The Great Vacation Rental Myth Returns
In June I wrote a post here about the vacation rental industry’s biggest myth, SNAD (see “PhoCusWright Debunks Major Vacation Rental Myth: SNAD”). It stands for “significantly not as described” and refers to a seemingly widely held perception that, all too often, travelers arrive at a home or condo they rented for their vacation to find it is, well, significantly not as it was advertised to them.
Just a few weeks later a piece appeared in The New York Times Home & Garden section entitled “Summer House Horrors : On a Private Lake in Maine, No One Can Hear You Scream,” which details a series of horrific vacation rental experiences. I wrote a letter to the Editor. The New York Times has not published the letter, so we have decided to reproduce it here.
Letter to the Editor: Summer House Horrors
To: Editor, The New York Times
Re: “Summer House Horrors: On a Private Lake in Maine, No One Can Hear You Scream,” by Joyce Wadler, Home & Garden, July 8, 2009:
This article artfully details a series of nightmarish experiences of vacation home rentals, where unsuspecting guests arrived to find their accommodations significantly not as advertised.
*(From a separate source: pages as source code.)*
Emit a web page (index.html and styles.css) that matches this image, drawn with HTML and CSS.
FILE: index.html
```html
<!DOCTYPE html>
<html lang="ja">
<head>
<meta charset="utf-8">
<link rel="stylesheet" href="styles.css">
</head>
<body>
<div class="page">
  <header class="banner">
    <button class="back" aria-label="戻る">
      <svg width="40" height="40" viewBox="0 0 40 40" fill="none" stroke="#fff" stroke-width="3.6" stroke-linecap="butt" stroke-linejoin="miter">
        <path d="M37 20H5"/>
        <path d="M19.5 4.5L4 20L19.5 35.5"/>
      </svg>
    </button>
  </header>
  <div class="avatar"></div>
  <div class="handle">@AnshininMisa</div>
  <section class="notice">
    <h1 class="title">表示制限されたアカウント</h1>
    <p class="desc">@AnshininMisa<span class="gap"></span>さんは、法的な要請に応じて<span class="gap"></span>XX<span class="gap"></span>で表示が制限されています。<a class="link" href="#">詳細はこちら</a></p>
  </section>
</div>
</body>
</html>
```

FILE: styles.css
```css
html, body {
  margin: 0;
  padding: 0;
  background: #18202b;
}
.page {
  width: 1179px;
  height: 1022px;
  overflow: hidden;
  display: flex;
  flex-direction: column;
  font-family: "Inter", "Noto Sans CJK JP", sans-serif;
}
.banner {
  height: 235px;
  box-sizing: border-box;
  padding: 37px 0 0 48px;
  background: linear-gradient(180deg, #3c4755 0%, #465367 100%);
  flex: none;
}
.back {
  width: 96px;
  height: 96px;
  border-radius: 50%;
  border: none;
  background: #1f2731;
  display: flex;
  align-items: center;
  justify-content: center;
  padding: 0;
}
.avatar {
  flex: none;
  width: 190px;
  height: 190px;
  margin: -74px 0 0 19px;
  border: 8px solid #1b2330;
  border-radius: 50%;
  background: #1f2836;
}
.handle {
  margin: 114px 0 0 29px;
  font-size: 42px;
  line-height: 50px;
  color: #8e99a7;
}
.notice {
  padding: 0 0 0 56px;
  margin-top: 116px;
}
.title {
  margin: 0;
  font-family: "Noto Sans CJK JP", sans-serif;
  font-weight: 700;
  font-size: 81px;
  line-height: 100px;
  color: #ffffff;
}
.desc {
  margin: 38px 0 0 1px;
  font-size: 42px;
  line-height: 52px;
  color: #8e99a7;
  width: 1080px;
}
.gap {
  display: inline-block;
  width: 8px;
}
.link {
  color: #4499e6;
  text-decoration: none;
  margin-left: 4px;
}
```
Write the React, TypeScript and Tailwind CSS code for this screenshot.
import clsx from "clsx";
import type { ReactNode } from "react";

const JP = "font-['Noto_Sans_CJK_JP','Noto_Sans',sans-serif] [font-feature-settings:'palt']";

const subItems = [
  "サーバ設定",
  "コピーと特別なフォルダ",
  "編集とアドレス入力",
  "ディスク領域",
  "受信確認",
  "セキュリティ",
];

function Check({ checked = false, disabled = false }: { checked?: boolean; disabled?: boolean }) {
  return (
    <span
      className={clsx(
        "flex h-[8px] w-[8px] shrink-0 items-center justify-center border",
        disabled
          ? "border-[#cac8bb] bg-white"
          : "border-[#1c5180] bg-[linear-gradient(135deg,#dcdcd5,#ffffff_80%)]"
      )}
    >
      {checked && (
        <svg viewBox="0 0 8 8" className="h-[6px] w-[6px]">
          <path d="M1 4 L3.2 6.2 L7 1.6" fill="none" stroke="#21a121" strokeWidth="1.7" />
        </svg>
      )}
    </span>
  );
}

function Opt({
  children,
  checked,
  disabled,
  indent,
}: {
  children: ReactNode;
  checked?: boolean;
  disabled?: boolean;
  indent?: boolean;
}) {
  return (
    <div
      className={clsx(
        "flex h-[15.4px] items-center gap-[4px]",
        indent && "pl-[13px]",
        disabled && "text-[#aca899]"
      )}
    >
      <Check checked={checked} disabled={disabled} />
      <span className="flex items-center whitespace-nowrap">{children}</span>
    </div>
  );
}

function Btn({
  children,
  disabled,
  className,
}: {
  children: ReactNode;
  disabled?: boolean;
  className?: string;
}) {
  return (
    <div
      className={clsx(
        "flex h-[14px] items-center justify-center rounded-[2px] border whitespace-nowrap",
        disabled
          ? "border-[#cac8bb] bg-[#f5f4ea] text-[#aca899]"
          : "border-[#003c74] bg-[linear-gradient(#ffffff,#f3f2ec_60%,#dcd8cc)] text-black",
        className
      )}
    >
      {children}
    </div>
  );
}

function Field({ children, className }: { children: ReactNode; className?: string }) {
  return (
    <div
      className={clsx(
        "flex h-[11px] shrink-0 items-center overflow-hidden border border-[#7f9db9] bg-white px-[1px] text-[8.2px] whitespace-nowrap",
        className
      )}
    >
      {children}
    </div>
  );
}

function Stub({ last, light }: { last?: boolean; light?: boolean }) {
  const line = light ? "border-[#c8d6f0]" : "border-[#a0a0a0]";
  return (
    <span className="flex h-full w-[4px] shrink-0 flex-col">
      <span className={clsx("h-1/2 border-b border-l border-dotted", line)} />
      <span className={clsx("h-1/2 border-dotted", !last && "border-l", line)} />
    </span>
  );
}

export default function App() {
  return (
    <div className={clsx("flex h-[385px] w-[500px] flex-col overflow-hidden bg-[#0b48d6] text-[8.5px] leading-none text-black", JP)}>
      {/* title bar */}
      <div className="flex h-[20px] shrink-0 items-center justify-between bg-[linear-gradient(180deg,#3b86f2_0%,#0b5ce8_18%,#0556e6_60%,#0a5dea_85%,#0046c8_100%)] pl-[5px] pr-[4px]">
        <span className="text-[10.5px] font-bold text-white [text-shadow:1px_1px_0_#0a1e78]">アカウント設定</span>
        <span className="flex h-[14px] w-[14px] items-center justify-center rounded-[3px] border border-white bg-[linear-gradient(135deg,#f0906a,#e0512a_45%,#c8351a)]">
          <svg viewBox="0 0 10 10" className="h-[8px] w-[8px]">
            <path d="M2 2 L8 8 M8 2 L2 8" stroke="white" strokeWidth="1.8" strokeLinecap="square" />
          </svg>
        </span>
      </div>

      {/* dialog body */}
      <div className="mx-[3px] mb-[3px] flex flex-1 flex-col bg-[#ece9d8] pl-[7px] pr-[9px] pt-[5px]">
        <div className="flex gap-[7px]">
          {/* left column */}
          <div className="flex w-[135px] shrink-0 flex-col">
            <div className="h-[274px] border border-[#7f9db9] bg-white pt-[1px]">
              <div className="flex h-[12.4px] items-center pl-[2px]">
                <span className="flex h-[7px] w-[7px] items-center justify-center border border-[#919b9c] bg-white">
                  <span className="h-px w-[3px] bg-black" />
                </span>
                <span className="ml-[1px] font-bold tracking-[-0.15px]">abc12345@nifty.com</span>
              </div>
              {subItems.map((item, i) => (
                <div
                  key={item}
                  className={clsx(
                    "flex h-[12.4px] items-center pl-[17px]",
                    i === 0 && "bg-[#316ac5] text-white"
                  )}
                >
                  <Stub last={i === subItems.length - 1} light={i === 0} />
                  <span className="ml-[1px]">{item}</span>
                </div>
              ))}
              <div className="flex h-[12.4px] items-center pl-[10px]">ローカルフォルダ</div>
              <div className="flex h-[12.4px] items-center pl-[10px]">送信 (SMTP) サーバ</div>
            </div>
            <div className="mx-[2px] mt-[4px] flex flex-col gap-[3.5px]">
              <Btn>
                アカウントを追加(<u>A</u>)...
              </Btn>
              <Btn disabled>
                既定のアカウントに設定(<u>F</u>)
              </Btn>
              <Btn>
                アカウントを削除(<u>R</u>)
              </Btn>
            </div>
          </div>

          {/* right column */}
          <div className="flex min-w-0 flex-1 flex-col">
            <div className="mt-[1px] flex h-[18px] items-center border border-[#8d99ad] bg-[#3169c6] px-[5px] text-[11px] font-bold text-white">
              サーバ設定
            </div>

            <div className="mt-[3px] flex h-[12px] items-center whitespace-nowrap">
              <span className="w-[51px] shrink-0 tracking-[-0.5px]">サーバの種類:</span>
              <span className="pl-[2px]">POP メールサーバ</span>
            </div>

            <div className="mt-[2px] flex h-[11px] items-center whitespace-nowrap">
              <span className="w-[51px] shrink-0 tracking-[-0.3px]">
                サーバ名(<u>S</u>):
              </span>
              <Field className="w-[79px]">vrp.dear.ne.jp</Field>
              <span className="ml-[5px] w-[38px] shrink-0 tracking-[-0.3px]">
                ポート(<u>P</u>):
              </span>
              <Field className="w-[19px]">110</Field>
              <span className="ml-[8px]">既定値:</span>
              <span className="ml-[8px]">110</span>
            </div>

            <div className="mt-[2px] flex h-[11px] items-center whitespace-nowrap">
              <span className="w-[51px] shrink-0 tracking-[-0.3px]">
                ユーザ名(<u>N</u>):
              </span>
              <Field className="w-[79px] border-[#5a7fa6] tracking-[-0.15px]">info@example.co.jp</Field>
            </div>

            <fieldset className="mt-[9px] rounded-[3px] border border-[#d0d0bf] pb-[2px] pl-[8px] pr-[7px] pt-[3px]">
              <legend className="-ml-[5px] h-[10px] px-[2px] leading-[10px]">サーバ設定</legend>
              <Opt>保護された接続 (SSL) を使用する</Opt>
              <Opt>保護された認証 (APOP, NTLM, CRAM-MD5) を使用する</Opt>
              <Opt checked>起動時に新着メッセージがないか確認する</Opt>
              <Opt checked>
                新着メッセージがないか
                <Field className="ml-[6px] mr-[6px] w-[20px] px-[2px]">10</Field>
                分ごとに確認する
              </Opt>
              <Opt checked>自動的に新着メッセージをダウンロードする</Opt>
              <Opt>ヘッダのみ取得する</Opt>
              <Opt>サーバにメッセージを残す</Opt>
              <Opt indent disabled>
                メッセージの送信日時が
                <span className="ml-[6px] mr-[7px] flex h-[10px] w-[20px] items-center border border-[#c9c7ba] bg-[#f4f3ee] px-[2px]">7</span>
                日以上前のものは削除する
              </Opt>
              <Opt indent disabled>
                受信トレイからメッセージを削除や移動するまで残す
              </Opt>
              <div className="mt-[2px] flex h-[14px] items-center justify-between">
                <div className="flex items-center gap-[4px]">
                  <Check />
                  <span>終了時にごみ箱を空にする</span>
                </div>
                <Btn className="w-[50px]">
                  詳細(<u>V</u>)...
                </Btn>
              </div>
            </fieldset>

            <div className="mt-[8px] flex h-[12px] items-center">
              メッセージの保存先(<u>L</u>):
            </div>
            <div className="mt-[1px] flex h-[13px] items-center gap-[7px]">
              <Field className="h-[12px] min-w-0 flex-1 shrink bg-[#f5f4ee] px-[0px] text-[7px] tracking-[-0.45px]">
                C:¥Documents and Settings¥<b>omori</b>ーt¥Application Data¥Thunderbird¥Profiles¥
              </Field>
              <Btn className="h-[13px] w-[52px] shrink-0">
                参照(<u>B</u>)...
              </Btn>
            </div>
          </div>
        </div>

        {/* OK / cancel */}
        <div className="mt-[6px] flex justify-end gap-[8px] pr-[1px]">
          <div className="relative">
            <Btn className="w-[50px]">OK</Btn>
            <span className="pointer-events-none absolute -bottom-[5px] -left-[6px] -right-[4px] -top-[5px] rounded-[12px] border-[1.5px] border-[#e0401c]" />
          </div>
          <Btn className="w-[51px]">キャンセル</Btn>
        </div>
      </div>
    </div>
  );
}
It may be accurate in the reporting of the examples provided, but it does not in fact reflect overall guest satisfaction in the vacation rental industry. PhoCusWright’s Vacation Rental Marketplace: Poised for Change has found guest satisfaction to be very high. In a 2008 survey of more than 1000 U.S. adults who stayed in a vacation rental over the past two years, we found the following:
- The mean level of satisfaction was 4.3 on a scale of 1-5, with 5 being extremely satisfied, and 1 being extremely dissatisfied;
- 89% intend to rent again within three years;
- 87% would recommend vacation rentals to family or friends;
- Only 1% of respondents indicated they would not rent again because of a previous bad experience with a vacation rental.
Imagine what air travel would have to be like for airlines to achieve a comparable level of customer satisfaction!
This article perpetuates a perception of rampant fraud and homeowner misrepresentation in the vacation rental industry, a perception that our research clearly dispels as a myth (I call your attention also to “Practical Traveler – Skirting the Pitfalls of Private Rentals,” by Michelle Higgins, October 5, 2008). Such examples are statistical outliers and do not represent the experiences of the vast majority of vacation home renters. And yet very real indeed is the negative impact such media coverage can have on the thousands of professional property management companies and hundreds of thousands of vacation homeowners who serve millions of satisfied guests every year.
Sincerely,
Douglas Quinby
Senior Director, Research
PhoCusWright Inc.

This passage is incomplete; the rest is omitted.